We went down in the eighth, the Yanks went down in the ninth, and in the bottom of the ninth we hit two singles and that was it.

So just to recap: the Yanks scored fifteen runs.  One in the sixth, and seven each in the seventh and eighth.  Not seven total over two innings, which would have been bad enough.  Seven each.  As in, they scored seven runs twice in two separate innings, during which our bullpen faced a combined twenty-three batters, in the same game.  It was actually sickening to watch it.  Sickening.  It was so egregiously bad that I just don’t know what to think anymore.  Something obviously has to be done; it’s not like we can afford to have a bullpen that keeps doing this.
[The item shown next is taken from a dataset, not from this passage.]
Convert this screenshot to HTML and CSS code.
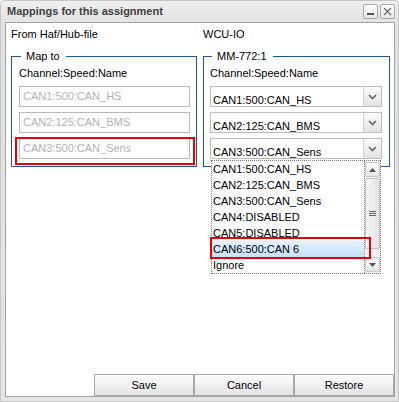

It’s humiliating and embarrassing and gut-wrenching and completely pathetic to hold an eight-run lead and then lose it over the course of essentially two innings.  But did we really have to go through that at the hands of the Yankees? Of all teams, why did it have to be the Yankees?

It’s been a very long time since I’ve seen the bullpen fail so epically and totally.  I mean, it was a whole failure in every sense of that phrase.  The bullpen left absolutely no stone unturned in ensuring that Red Sox Nation was privy to one of the worst losses we’ve ever had the displeasure to see in a very long time, and that includes all of the other badness that’s happen to us this season so far.

Aviles, Pedroia, and Ross all went two for five; Papi was perfect at the plate with a four-for-four performance.  We posted seventeen hits, seven of which were for extra bases, all but one of which was a home run.  So even if the Yankees had scored seven runs in only one of those innings and not the other, we would have managed to win by one.  But no.  Our bullpen had to let the Yankees take batting practice.  And our closer, in case you were wondering, didn’t even record a single out for the third time this year.  The final score was 15-9.

By the way, we traded Michael Bowden and a player to be named later to the Cubs for Marlon Byrd, being that most of our outfield is on the DL and whatnot.  And Youk left the game in the fourth with a left quad contusion.

In other news, the Caps beat us again, 4-3.  There is no room for mistakes anymore.